Pada bulan Juni, RRT dan Rusia memilih abstain dari pemungutan suara di Majelis Umum P.B.B. pada resolusi yang tidak bersifat mengikat untuk mengutuk kudeta militer dan menyerukan embargo persenjataan, yang disetujui oleh 119 dari 193 negara anggota, demikian yang dilaporkan AP. Persetujuan Dewan Keamanan P.B.B. akan diperlukan agar resolusi semacam itu dapat bersifat mengikat.
RRT dan Rusia merupakan pemasok persenjataan utama terbesar bagi Tatmadaw, masing-masing menyumbang 44,2% dan 43% impor militer, dari tahun 1999 hingga 2018, demikian menurut Stockholm International Peace Research Institute. Akan tetapi, kepentingan pribadi mereka melampaui penjualan persenjataan yang menghasilkan keuntungan dalam jumlah besar.
RRT memiliki investasi besar dalam infrastruktur Myanmar, termasuk jaringan pipa minyak dan gas alam, bendungan pembangkit listrik tenaga air, dan penambangan mineral tanah jarang yang digunakan dalam peralatan militer dan produk konsumen. Pada September 2021, para pejabat mengumumkan pembukaan rute perdagangan yang menghubungkan kota pelabuhan Yangon di Myanmar dengan provinsi perbatasan Yunnan di Tiongkok, yang memberi RRT akses ke Samudra Hindia, demikian yang dilaporkan Reuters. (Foto: Para pengunjuk rasa antikudeta di Yangon, Myanmar, mengecam dukungan Republik Rakyat Tiongkok terhadap junta militer yang berkuasa pada April 2021.)

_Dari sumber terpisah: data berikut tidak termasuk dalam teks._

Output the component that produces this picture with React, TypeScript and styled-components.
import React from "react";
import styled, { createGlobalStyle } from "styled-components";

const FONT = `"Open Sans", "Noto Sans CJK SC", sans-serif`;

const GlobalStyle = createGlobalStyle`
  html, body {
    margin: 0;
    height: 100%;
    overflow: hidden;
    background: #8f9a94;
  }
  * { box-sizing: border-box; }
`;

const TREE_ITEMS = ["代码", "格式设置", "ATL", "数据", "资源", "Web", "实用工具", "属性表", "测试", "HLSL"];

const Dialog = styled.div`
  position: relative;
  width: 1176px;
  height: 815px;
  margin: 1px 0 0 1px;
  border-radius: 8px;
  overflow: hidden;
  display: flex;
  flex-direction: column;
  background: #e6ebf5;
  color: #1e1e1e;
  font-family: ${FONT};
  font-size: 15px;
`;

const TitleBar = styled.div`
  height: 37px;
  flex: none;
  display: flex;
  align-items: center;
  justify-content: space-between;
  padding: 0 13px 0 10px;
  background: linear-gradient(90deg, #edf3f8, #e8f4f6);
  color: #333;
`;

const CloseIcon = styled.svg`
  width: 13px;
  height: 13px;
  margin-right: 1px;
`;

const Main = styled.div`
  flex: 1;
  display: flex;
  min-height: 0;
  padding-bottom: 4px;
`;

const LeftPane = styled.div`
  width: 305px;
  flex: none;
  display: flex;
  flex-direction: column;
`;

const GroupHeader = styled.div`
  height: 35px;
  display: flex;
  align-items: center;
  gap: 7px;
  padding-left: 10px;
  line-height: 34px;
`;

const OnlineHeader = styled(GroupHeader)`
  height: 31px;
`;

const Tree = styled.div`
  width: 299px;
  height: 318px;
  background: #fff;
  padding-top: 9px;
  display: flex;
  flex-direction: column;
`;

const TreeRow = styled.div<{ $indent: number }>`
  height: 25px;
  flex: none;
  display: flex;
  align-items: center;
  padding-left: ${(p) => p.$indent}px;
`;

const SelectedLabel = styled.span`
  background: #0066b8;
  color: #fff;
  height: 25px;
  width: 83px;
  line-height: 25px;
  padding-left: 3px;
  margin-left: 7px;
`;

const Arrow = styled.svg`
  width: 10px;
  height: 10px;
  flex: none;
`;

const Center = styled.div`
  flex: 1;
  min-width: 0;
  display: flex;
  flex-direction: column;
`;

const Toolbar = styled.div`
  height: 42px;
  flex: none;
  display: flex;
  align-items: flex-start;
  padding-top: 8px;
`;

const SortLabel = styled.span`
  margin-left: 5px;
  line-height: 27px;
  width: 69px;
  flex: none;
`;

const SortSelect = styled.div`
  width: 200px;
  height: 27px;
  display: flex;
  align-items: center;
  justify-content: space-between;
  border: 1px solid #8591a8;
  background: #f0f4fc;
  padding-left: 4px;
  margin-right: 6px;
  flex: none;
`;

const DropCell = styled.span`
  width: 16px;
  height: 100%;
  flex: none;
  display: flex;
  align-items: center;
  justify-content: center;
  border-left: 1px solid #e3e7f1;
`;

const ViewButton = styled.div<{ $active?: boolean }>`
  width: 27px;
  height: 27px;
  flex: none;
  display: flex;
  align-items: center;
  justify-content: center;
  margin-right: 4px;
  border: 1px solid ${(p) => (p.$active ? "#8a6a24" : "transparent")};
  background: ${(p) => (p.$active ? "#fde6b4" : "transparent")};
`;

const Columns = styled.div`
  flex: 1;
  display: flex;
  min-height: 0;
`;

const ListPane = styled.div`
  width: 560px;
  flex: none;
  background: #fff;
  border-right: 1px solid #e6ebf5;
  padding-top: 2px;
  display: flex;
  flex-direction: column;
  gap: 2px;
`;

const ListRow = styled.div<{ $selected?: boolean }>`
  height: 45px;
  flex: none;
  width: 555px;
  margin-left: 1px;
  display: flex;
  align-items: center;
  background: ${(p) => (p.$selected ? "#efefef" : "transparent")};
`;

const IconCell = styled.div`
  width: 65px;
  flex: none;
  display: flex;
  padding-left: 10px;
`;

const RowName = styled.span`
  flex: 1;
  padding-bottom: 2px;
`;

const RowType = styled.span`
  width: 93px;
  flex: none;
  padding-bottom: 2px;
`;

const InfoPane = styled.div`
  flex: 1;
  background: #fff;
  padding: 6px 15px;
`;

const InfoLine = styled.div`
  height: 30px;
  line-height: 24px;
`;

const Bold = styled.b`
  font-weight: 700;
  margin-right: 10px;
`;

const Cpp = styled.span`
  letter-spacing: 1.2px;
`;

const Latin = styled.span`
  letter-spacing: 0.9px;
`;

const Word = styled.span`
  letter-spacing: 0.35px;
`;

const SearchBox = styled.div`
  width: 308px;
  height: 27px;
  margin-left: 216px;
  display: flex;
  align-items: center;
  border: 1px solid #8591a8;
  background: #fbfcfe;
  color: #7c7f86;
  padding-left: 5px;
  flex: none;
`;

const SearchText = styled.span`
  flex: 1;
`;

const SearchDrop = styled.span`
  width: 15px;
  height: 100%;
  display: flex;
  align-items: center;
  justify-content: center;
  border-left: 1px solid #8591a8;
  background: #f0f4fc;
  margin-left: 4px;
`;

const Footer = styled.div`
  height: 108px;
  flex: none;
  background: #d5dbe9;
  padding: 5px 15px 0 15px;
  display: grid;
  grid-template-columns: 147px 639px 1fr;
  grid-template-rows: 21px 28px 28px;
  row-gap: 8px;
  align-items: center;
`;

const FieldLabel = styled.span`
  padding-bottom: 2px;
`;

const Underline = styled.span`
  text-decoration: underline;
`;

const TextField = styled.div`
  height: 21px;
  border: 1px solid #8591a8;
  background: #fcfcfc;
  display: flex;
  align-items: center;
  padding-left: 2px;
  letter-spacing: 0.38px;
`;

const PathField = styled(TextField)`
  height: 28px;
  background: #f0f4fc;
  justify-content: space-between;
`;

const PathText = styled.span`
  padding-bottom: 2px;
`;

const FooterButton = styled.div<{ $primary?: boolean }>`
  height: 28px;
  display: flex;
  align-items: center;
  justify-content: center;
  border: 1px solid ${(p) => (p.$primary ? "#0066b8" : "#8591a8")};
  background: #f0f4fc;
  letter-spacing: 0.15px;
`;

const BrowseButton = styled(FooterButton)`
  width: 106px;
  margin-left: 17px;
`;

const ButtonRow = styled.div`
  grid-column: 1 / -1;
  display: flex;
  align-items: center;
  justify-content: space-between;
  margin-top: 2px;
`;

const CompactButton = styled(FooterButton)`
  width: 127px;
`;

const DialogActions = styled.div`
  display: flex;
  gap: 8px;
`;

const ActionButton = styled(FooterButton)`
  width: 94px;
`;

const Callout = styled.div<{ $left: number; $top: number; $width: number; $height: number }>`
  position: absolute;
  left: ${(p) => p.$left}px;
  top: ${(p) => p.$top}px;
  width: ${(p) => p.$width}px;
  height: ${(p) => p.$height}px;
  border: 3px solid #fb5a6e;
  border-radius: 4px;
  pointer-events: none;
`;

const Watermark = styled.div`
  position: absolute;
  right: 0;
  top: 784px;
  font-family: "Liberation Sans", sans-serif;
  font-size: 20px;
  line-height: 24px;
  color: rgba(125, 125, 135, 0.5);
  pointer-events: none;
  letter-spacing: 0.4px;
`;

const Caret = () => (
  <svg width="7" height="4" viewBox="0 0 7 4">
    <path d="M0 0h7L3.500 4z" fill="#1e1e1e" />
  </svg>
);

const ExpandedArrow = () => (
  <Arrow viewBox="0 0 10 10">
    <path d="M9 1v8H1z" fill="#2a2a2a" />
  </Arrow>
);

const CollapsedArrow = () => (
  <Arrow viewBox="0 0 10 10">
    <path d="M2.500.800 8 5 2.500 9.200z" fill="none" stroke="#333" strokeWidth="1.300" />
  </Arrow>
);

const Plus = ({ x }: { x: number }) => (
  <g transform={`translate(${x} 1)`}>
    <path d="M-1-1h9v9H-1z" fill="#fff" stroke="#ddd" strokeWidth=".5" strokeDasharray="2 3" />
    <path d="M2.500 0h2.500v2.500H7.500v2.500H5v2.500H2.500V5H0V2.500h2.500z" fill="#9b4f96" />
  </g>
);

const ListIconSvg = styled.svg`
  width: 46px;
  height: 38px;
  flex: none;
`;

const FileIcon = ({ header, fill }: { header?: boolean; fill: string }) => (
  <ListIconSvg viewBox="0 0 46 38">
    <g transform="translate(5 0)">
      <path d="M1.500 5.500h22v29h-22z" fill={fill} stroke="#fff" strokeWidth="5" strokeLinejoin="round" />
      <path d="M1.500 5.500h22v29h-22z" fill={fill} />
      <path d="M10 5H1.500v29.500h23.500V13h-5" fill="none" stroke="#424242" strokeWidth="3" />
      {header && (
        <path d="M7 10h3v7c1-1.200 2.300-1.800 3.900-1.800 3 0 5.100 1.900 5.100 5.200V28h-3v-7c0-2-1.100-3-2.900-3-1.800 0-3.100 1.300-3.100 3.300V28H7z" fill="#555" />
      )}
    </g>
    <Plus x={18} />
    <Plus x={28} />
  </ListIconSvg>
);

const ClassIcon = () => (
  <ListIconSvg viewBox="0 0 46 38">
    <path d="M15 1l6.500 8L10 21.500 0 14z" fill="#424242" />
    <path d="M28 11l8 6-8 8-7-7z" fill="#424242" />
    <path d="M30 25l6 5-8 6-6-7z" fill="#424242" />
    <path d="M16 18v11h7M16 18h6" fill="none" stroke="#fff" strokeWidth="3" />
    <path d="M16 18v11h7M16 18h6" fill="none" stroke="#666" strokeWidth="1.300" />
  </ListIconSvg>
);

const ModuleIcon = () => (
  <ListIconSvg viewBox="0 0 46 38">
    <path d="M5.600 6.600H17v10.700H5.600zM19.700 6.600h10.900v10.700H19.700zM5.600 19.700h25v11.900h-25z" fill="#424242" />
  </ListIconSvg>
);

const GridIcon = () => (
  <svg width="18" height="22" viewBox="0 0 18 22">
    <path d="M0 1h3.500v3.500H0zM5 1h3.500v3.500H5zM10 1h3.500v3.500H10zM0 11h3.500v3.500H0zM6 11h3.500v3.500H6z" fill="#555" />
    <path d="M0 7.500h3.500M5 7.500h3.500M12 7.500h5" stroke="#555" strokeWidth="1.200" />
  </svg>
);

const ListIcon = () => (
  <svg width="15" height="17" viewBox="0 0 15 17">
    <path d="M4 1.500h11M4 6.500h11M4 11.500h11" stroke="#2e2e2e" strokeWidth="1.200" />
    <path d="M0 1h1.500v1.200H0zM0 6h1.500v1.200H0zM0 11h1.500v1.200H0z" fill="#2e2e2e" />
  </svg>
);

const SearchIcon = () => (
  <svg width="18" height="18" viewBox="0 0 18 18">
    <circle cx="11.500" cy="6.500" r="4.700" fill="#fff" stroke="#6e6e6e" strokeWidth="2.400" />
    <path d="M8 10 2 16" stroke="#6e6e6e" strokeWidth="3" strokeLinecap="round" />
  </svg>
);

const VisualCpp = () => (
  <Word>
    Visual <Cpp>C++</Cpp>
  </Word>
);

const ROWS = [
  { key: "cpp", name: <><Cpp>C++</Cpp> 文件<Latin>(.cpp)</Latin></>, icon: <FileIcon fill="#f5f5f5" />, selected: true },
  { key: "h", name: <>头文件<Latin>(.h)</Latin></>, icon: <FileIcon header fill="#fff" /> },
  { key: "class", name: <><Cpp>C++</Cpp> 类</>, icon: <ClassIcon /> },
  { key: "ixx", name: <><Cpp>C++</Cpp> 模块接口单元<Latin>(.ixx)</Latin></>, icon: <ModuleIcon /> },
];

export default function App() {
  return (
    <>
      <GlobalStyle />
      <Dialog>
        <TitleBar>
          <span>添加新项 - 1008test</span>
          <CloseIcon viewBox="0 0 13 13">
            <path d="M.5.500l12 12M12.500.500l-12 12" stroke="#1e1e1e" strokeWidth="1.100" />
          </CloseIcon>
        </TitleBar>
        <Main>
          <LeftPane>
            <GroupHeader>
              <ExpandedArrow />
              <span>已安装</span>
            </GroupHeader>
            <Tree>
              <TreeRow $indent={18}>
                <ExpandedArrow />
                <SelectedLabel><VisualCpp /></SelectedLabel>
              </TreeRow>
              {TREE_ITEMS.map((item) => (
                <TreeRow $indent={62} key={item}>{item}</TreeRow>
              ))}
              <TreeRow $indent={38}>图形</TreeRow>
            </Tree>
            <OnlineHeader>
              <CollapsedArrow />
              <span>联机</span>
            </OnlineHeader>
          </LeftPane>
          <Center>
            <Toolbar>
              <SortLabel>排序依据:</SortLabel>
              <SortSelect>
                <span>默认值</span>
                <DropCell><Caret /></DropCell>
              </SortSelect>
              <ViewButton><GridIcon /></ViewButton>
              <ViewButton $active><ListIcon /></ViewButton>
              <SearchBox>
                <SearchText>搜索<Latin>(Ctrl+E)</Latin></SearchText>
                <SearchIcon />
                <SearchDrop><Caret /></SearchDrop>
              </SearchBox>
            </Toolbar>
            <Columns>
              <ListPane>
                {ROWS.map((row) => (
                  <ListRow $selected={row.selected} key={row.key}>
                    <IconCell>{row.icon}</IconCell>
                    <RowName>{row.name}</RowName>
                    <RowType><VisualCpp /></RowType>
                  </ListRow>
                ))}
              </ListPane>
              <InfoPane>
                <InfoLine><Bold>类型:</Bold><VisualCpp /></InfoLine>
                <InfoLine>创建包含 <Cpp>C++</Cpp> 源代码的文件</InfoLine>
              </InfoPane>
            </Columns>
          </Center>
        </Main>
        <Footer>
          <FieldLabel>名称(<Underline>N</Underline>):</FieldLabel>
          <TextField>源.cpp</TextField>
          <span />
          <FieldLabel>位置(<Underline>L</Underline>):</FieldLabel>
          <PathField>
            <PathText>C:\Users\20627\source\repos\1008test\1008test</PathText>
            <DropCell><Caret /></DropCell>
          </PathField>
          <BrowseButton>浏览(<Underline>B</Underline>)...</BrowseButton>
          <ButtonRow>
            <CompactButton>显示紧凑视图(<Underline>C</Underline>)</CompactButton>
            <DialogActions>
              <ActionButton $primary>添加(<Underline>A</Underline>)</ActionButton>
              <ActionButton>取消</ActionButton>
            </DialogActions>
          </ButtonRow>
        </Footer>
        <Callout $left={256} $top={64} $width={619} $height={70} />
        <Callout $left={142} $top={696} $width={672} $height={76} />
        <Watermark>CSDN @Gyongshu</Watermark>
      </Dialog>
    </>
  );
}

Menurut para ahli, proyek-proyek itu membantu menjelaskan pemblokiran yang dilakukan oleh RRT terhadap pernyataan Dewan Keamanan P.B.B. yang mengutuk kudeta militer hanya sehari setelah digulingkannya pemerintahan yang dipilih oleh rakyat Myanmar. Sikap Tiongkok yang sebagian besar lepas tangan atas kudeta militer di Myanmar “telah memberikan semangat kepada para pemimpin junta militer untuk melakukan serangan kekerasan terhadap warga sipil yang memprotes upaya perebutan kekuasaan itu,” catat analisis pada bulan Juni yang diterbitkan oleh United States Institute of Peace.
“Tetapi dukungan Rusia tidak kalah pentingnya, dalam hal pasokan alutsista militer, perlindungan veto di Dewan Keamanan, dan pelatihan terhadap perwira militer Myanmar di bidang teknik persenjataan, teknologi informasi, dan ilmu militer lainnya,” tulis Maung Zarni, seorang aktivis Myanmar yang berbasis di Inggris, dalam artikel “An Axis of Evil: Why Russia and China Protect Myanmar’s Military Regime (Poros Jahat: Mengapa Rusia dan Tiongkok Melindungi Rezim Militer Myanmar),” yang diterbitkan pada Mei 2021 di situs web Politics Today.
Dengan sedikitnya sekutu di Indo-Pasifik, dukungan Rusia terhadap Tatmadaw memberinya “pijakan strategis di Asia Tenggara daratan,” tulis Maung Zarni.
Rusia mengumumkan pada akhir Agustus 2021 bahwa pihaknya akan melanjutkan pengiriman terjadwal sistem pertahanan rudal ke Myanmar yang dapat menembak jatuh pesawat terbang, rudal jelajah, dan drone, demikian yang dilaporkan Reuters.
Meskipun uang, pengaruh, dan geopolitik mendorong keengganan Tiongkok dan Rusia untuk berkompromi dalam menyelesaikan krisis kemanusiaan, demikian ungkap para pengamat, faktor-faktor itu besar kemungkinan juga akan membuat kepentingan pribadi kedua negara berada pada jalur yang berbeda di Myanmar.
“Rezim militer hanya bisa mengandalkan Tiongkok dan Rusia sekarang,” ungkap analis politik Dr. Khin Zaw Win kepada situs web berita The Irrawaddy. “Rusia telah menjadi negara utama yang membantu junta militer. Rusia mengakui rezim militer itu, terus membantu dan menjual persenjataan kepadanya. … Rusia akan merebut pasar dari Tiongkok. Angkatan Laut Rusia menginginkan akses ke Samudra Hindia.”